### Problem requirements
Return the full material exactly.
###
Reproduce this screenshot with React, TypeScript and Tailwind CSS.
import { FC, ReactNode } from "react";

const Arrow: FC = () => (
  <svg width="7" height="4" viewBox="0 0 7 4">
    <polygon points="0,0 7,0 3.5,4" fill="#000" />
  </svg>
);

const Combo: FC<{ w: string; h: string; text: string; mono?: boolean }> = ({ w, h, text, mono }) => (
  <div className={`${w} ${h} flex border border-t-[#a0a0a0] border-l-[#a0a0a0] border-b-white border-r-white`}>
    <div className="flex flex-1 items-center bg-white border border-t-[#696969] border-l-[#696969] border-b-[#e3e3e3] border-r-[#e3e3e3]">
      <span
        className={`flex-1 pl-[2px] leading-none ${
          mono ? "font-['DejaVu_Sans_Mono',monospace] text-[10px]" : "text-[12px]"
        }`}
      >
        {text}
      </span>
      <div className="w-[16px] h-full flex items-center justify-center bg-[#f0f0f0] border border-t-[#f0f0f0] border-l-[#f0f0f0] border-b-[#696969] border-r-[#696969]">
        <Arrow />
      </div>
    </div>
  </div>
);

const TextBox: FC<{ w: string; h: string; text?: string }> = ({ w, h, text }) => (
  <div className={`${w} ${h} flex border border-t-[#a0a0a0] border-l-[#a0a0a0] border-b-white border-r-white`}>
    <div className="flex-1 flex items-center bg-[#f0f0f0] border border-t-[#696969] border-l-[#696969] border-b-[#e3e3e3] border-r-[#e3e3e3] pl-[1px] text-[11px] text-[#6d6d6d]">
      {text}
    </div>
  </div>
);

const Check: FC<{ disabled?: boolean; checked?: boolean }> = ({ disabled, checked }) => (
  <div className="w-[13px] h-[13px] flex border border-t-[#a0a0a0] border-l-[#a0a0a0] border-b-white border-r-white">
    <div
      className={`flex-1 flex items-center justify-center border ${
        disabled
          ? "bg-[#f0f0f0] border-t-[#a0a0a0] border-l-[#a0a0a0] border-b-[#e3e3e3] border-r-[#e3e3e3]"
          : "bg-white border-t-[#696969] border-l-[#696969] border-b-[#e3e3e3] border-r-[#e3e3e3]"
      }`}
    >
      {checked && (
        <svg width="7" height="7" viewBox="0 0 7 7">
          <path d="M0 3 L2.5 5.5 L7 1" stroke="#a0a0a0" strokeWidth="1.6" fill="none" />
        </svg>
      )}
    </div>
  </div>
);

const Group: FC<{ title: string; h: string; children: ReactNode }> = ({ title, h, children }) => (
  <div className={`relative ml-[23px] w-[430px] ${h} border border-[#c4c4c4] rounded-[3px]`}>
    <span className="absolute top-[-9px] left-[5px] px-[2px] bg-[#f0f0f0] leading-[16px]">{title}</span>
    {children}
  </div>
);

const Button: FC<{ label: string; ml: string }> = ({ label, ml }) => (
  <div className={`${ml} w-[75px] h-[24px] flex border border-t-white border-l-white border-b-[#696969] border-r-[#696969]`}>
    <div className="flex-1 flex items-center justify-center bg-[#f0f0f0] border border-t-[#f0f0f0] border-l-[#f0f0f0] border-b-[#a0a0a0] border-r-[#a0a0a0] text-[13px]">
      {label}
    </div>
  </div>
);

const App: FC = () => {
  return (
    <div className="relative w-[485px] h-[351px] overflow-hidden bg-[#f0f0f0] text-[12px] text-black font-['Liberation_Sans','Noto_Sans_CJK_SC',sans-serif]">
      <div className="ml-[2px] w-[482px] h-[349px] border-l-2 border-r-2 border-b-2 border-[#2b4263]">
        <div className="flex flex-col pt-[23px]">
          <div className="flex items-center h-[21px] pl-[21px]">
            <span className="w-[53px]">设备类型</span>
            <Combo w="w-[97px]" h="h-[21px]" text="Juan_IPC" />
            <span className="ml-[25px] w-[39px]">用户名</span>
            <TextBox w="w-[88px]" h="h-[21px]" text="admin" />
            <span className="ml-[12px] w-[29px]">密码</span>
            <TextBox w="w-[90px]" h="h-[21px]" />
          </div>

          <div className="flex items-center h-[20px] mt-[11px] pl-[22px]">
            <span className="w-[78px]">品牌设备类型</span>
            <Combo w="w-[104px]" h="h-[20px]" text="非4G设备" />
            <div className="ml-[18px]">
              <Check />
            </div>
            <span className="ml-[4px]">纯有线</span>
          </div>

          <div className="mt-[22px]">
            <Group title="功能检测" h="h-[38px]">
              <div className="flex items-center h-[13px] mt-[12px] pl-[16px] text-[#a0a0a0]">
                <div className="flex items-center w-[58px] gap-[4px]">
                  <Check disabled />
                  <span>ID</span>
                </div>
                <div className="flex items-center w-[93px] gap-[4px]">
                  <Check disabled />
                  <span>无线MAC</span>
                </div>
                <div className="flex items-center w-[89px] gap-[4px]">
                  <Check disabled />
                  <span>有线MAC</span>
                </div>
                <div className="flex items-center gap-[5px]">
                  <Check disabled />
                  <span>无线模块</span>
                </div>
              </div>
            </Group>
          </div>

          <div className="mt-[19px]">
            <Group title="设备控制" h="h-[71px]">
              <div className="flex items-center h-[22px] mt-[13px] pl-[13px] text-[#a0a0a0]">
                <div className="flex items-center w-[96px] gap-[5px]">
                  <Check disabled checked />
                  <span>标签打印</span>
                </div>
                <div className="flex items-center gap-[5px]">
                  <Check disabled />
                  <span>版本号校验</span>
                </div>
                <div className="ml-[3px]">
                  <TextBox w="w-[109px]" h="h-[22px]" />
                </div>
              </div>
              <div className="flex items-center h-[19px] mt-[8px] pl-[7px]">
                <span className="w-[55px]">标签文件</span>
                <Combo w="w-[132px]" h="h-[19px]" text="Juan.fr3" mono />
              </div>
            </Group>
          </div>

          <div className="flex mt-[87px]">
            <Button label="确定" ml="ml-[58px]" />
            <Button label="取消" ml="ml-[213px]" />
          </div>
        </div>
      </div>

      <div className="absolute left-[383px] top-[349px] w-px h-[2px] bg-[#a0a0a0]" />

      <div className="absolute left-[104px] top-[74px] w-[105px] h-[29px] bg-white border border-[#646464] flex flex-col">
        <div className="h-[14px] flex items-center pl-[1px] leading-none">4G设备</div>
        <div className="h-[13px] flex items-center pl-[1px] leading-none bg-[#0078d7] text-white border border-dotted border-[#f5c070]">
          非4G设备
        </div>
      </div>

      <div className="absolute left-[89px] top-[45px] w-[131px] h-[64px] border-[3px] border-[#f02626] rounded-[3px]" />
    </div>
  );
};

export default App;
###
### Worked solution
Reproduce this screenshot with React, TypeScript and Tailwind CSS.
import { FC, ReactNode } from "react";

const Arrow: FC = () => (
  <svg width="7" height="4" viewBox="0 0 7 4">
    <polygon points="0,0 7,0 3.5,4" fill="#000" />
  </svg>
);

const Combo: FC<{ w: string; h: string; text: string; mono?: boolean }> = ({ w, h, text, mono }) => (
  <div className={`${w} ${h} flex border border-t-[#a0a0a0] border-l-[#a0a0a0] border-b-white border-r-white`}>
    <div className="flex flex-1 items-center bg-white border border-t-[#696969] border-l-[#696969] border-b-[#e3e3e3] border-r-[#e3e3e3]">
      <span
        className={`flex-1 pl-[2px] leading-none ${
          mono ? "font-['DejaVu_Sans_Mono',monospace] text-[10px]" : "text-[12px]"
        }`}
      >
        {text}
      </span>
      <div className="w-[16px] h-full flex items-center justify-center bg-[#f0f0f0] border border-t-[#f0f0f0] border-l-[#f0f0f0] border-b-[#696969] border-r-[#696969]">
        <Arrow />
      </div>
    </div>
  </div>
);

const TextBox: FC<{ w: string; h: string; text?: string }> = ({ w, h, text }) => (
  <div className={`${w} ${h} flex border border-t-[#a0a0a0] border-l-[#a0a0a0] border-b-white border-r-white`}>
    <div className="flex-1 flex items-center bg-[#f0f0f0] border border-t-[#696969] border-l-[#696969] border-b-[#e3e3e3] border-r-[#e3e3e3] pl-[1px] text-[11px] text-[#6d6d6d]">
      {text}
    </div>
  </div>
);

const Check: FC<{ disabled?: boolean; checked?: boolean }> = ({ disabled, checked }) => (
  <div className="w-[13px] h-[13px] flex border border-t-[#a0a0a0] border-l-[#a0a0a0] border-b-white border-r-white">
    <div
      className={`flex-1 flex items-center justify-center border ${
        disabled
          ? "bg-[#f0f0f0] border-t-[#a0a0a0] border-l-[#a0a0a0] border-b-[#e3e3e3] border-r-[#e3e3e3]"
          : "bg-white border-t-[#696969] border-l-[#696969] border-b-[#e3e3e3] border-r-[#e3e3e3]"
      }`}
    >
      {checked && (
        <svg width="7" height="7" viewBox="0 0 7 7">
          <path d="M0 3 L2.5 5.5 L7 1" stroke="#a0a0a0" strokeWidth="1.6" fill="none" />
        </svg>
      )}
    </div>
  </div>
);

const Group: FC<{ title: string; h: string; children: ReactNode }> = ({ title, h, children }) => (
  <div className={`relative ml-[23px] w-[430px] ${h} border border-[#c4c4c4] rounded-[3px]`}>
    <span className="absolute top-[-9px] left-[5px] px-[2px] bg-[#f0f0f0] leading-[16px]">{title}</span>
    {children}
  </div>
);

const Button: FC<{ label: string; ml: string }> = ({ label, ml }) => (
  <div className={`${ml} w-[75px] h-[24px] flex border border-t-white border-l-white border-b-[#696969] border-r-[#696969]`}>
    <div className="flex-1 flex items-center justify-center bg-[#f0f0f0] border border-t-[#f0f0f0] border-l-[#f0f0f0] border-b-[#a0a0a0] border-r-[#a0a0a0] text-[13px]">
      {label}
    </div>
  </div>
);

const App: FC = () => {
  return (
    <div className="relative w-[485px] h-[351px] overflow-hidden bg-[#f0f0f0] text-[12px] text-black font-['Liberation_Sans','Noto_Sans_CJK_SC',sans-serif]">
      <div className="ml-[2px] w-[482px] h-[349px] border-l-2 border-r-2 border-b-2 border-[#2b4263]">
        <div className="flex flex-col pt-[23px]">
          <div className="flex items-center h-[21px] pl-[21px]">
            <span className="w-[53px]">设备类型</span>
            <Combo w="w-[97px]" h="h-[21px]" text="Juan_IPC" />
            <span className="ml-[25px] w-[39px]">用户名</span>
            <TextBox w="w-[88px]" h="h-[21px]" text="admin" />
            <span className="ml-[12px] w-[29px]">密码</span>
            <TextBox w="w-[90px]" h="h-[21px]" />
          </div>

          <div className="flex items-center h-[20px] mt-[11px] pl-[22px]">
            <span className="w-[78px]">品牌设备类型</span>
            <Combo w="w-[104px]" h="h-[20px]" text="非4G设备" />
            <div className="ml-[18px]">
              <Check />
            </div>
            <span className="ml-[4px]">纯有线</span>
          </div>

          <div className="mt-[22px]">
            <Group title="功能检测" h="h-[38px]">
              <div className="flex items-center h-[13px] mt-[12px] pl-[16px] text-[#a0a0a0]">
                <div className="flex items-center w-[58px] gap-[4px]">
                  <Check disabled />
                  <span>ID</span>
                </div>
                <div className="flex items-center w-[93px] gap-[4px]">
                  <Check disabled />
                  <span>无线MAC</span>
                </div>
                <div className="flex items-center w-[89px] gap-[4px]">
                  <Check disabled />
                  <span>有线MAC</span>
                </div>
                <div className="flex items-center gap-[5px]">
                  <Check disabled />
                  <span>无线模块</span>
                </div>
              </div>
            </Group>
          </div>

          <div className="mt-[19px]">
            <Group title="设备控制" h="h-[71px]">
              <div className="flex items-center h-[22px] mt-[13px] pl-[13px] text-[#a0a0a0]">
                <div className="flex items-center w-[96px] gap-[5px]">
                  <Check disabled checked />
                  <span>标签打印</span>
                </div>
                <div className="flex items-center gap-[5px]">
                  <Check disabled />
                  <span>版本号校验</span>
                </div>
                <div className="ml-[3px]">
                  <TextBox w="w-[109px]" h="h-[22px]" />
                </div>
              </div>
              <div className="flex items-center h-[19px] mt-[8px] pl-[7px]">
                <span className="w-[55px]">标签文件</span>
                <Combo w="w-[132px]" h="h-[19px]" text="Juan.fr3" mono />
              </div>
            </Group>
          </div>

          <div className="flex mt-[87px]">
            <Button label="确定" ml="ml-[58px]" />
            <Button label="取消" ml="ml-[213px]" />
          </div>
        </div>
      </div>

      <div className="absolute left-[383px] top-[349px] w-px h-[2px] bg-[#a0a0a0]" />

      <div className="absolute left-[104px] top-[74px] w-[105px] h-[29px] bg-white border border-[#646464] flex flex-col">
        <div className="h-[14px] flex items-center pl-[1px] leading-none">4G设备</div>
        <div className="h-[13px] flex items-center pl-[1px] leading-none bg-[#0078d7] text-white border border-dotted border-[#f5c070]">
          非4G设备
        </div>
      </div>

      <div className="absolute left-[89px] top-[45px] w-[131px] h-[64px] border-[3px] border-[#f02626] rounded-[3px]" />
    </div>
  );
};

export default App;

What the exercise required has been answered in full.